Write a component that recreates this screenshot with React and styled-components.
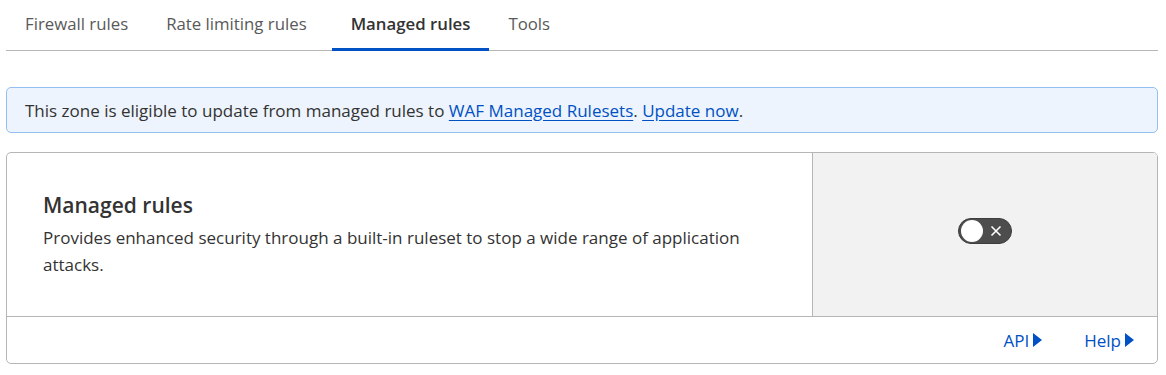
import React from "react";
import styled, { createGlobalStyle } from "styled-components";

const textColor = "#333333";
const mutedColor = "#595959";
const linkColor = "#0051c3";
const borderColor = "#b6b6b6";

const GlobalStyle = createGlobalStyle`
  body {
    margin: 0;
    background: #ffffff;
    font-family: "Open Sans", "Noto Sans", sans-serif;
    color: ${textColor};
  }
`;

const Page = styled.div`
  padding: 0 8px 0 6px;
`;

const TabBar = styled.div`
  display: flex;
  height: 50px;
  border-bottom: 1px solid ${borderColor};
`;

const Tab = styled.div`
  display: flex;
  align-items: center;
  padding: 0 19px 1px;
  margin-right: ${(p) => p.extra || 0}px;
  margin-bottom: -1px;
  font-size: 16.8px;
  font-weight: ${(p) => (p.active ? 600 : 400)};
  color: ${(p) => (p.active ? textColor : mutedColor)};
  border-bottom: 3px solid ${(p) => (p.active ? linkColor : "transparent")};
`;

const Banner = styled.div`
  margin-top: 36px;
  height: 46px;
  box-sizing: border-box;
  display: flex;
  align-items: center;
  padding: 0 18px;
  background: #edf4fd;
  border: 1px solid #93c0f0;
  border-radius: 5px;
  font-size: 17px;
  color: ${textColor};
`;

const Link = styled.a`
  color: ${linkColor};
  text-decoration: underline;
  text-underline-offset: 3px;
`;

const Card = styled.div`
  margin-top: 19px;
  border: 1px solid ${borderColor};
  border-radius: 5px;
  overflow: hidden;
`;

const CardBody = styled.div`
  display: flex;
  height: 163px;
  border-bottom: 1px solid ${borderColor};
`;

const Info = styled.div`
  flex: 1;
  display: flex;
  flex-direction: column;
  justify-content: center;
  padding: 0 36px;
`;

const Title = styled.h2`
  margin: 0 0 5px;
  font-size: 21px;
  font-weight: 600;
  color: ${textColor};
`;

const Description = styled.p`
  margin: 0;
  font-size: 17px;
  line-height: 27px;
  color: ${textColor};
  max-width: 720px;
`;

const Side = styled.div`
  width: 344px;
  border-left: 1px solid ${borderColor};
  background: #f2f2f2;
  display: flex;
  align-items: center;
  justify-content: center;
  padding-bottom: 8px;
`;

const Toggle = styled.div`
  width: 54px;
  height: 26px;
  box-sizing: border-box;
  border-radius: 13px;
  background: #4d4d4d;
  border: 1px solid #3d3d3d;
  display: flex;
  align-items: center;
  justify-content: space-between;
  padding: 0 9px 0 2px;
`;

const Knob = styled.span`
  width: 22px;
  height: 22px;
  border-radius: 50%;
  background: #ffffff;
`;

const Footer = styled.div`
  display: flex;
  justify-content: flex-end;
  align-items: center;
  gap: 42px;
  height: 46px;
  padding: 0 23px;
`;

const FooterLink = styled.a`
  display: flex;
  align-items: center;
  gap: 4px;
  color: ${linkColor};
  font-size: 17px;
  text-decoration: none;
`;

const Caret = () => (
  <svg width="9" height="14" viewBox="0 0 9 14">
    <path d="M0 0 L9 7 L0 14 Z" fill={linkColor} />
  </svg>
);

const Cross = () => (
  <svg width="12" height="12" viewBox="0 0 12 12">
    <path d="M1.5 1.5 L10.5 10.5 M10.5 1.5 L1.5 10.5" stroke="#ffffff" strokeWidth="1.6" />
  </svg>
);

export default () => {
  return (
    <Page>
      <GlobalStyle />
      <TabBar>
        <Tab>Firewall rules</Tab>
        <Tab extra={6}>Rate limiting rules</Tab>
        <Tab active>Managed rules</Tab>
        <Tab>Tools</Tab>
      </TabBar>
      <Banner>
        This zone is eligible to update from managed rules to&nbsp;
        <Link>WAF Managed Rulesets</Link>.&nbsp;<Link>Update now</Link>.
      </Banner>
      <Card>
        <CardBody>
          <Info>
            <Title>Managed rules</Title>
            <Description>
              Provides enhanced security through a built-in ruleset to stop a
              wide range of application attacks.
            </Description>
          </Info>
          <Side>
            <Toggle>
              <Knob />
              <Cross />
            </Toggle>
          </Side>
        </CardBody>
        <Footer>
          <FooterLink>
            API <Caret />
          </FooterLink>
          <FooterLink>
            Help <Caret />
          </FooterLink>
        </Footer>
      </Card>
    </Page>
  );
};
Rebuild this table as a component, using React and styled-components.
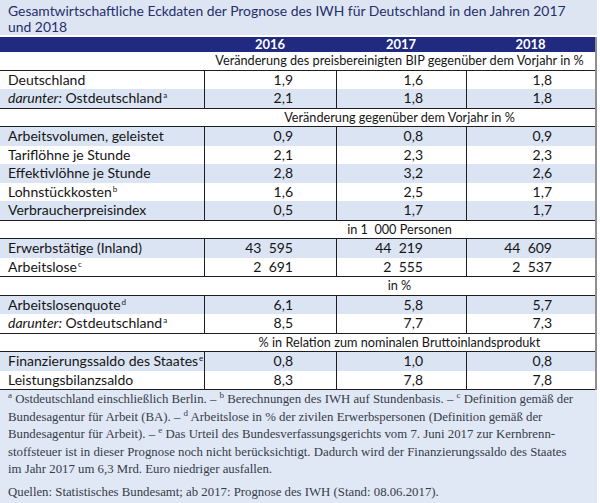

TASK TO CARRY OUT
List every line above that holds the word "React".

TASK RESPONSE
Write a component that recreates this screenshot with React and styled-components.
import React from "react";
Rebuild this table as a component, using React and styled-components.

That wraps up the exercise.